Damask is a reversible figured fabric with a pattern formed by weaving. Damasks are woven with one warp yarn and one weft yarn, usually with the pattern in warp-faced satin weave and the ground in weft-faced or sateen weave. Twill damasks include a twill-woven ground or pattern. Damasks derive their name from the city of Damascus. Damasks became scarce after the 9th century outside Islamic Spain, but were revived in some places in the 1200’s. By the 1300’s, damasks were being woven on draw looms in Italy. From the 1300-1600, most damasks were woven in one colour with a glossy warp-faced satin pattern against a duller ground.

Printed patterns
Printed linen, 1100’s.
Fragment.

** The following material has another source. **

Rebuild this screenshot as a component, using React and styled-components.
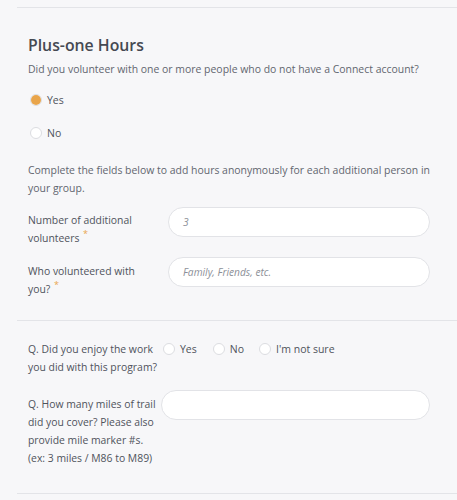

Date: 12th century CE. Culture: German (Rhine).

Woodblock printing on textiles is the process of printing patterns on textiles, usually of linen, cotton or silk, by means of incised wooden blocks. It is the earliest, simplest and slowest of all methods of textile printing. Block printing by hand is a slow process. It is, however, capable of yielding highly artistic results, some of which are unobtainable by any other method.

Textile printing was known in Europe, via the Islamic world, from about the 12th century, and widely used. Block printing of fabric was used in Italy in the 1300’s, this would properly have been a cheaper way to have fabric with complex patterns than the woven brokade and damask.  Larger printed textiles were mostly wall-hangings as they didn’t need washing.

Sumptuary laws: Who were allowed to wear what?

The laws governing who were allowed to wear what colours and types of fabrics were not at all uniform throughout Europe or throughout time. However a few things were common. Many places restricted some fabrics to royalty and nobility. In England silver and gold cloth (made with actual gold and silver tread) for instance were restricted to royalty. Purple was restricted to the emperor in the Roman empire and has been a royal colour after that. Many places would also restrict some forms of silk to the nobility. The colours that was most often restricted were: red, purple and black – so those were the more desired colours, that commoners would be able to afford and there for challenge the status of the nobles.